防護服に身を包んだ職員。新型コロナの感染者が出た介護の現場です。

家族のいるスタッフは、感染をおそれて、自宅に帰らず、施設に泊まり込みました。

福岡市東区を拠点に、福祉施設グループを経営する人です。

「錯覚しちゃう。終わらないんじゃないかみたいな。気力がもたないんですよね」(社長)

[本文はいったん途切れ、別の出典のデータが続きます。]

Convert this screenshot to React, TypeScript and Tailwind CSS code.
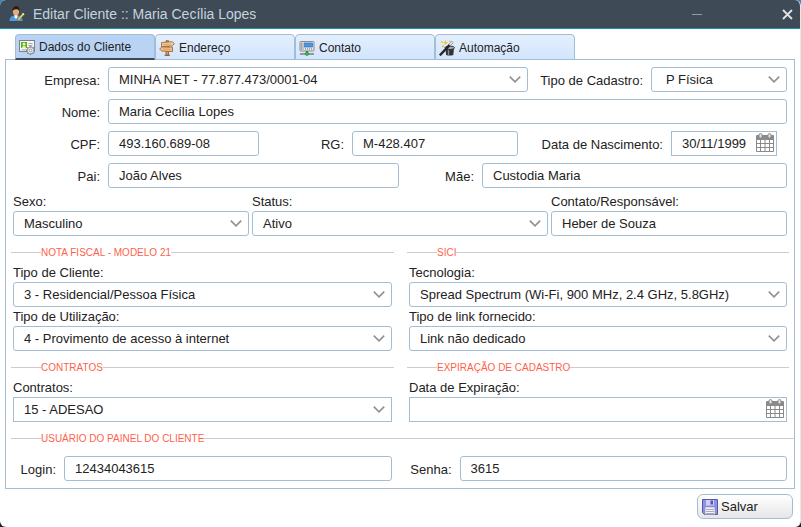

グループでは、先月、あわせて16人が感染しました。クラスターが発生したのです。
このうち入居者の90代の女性は死亡しました。

「耳が遠い方とか、どうしても話すときに、顔を近づけて会話してしまう。
認知症の方だったら『部屋にいて』とお願いしてもなかなか通らない」(社長)
まもなく施設は、「孤立状態」に陥りました。

「こちらの3階建ての建物が、1人目の感染者が出た老人ホームです。
ここで介助を担っていたヘルパーは全員、自宅待機を余儀なくされました」(記者)

グループで、入居者の食事や排泄などの、実際の介助を担うのがヘルパー部門です。

このヘルパーたちが、全員いなくなったのです。

窮状を把握した福岡市は、 外部のヘルパーを呼ぼうとしました。しかし・・・

感染リスクのある施設に、スタッフを派遣する事業所は現れませんでした。

残されたのは、感染した人を含む老人ホームの入居者90人と20人ほどの施設の職員です。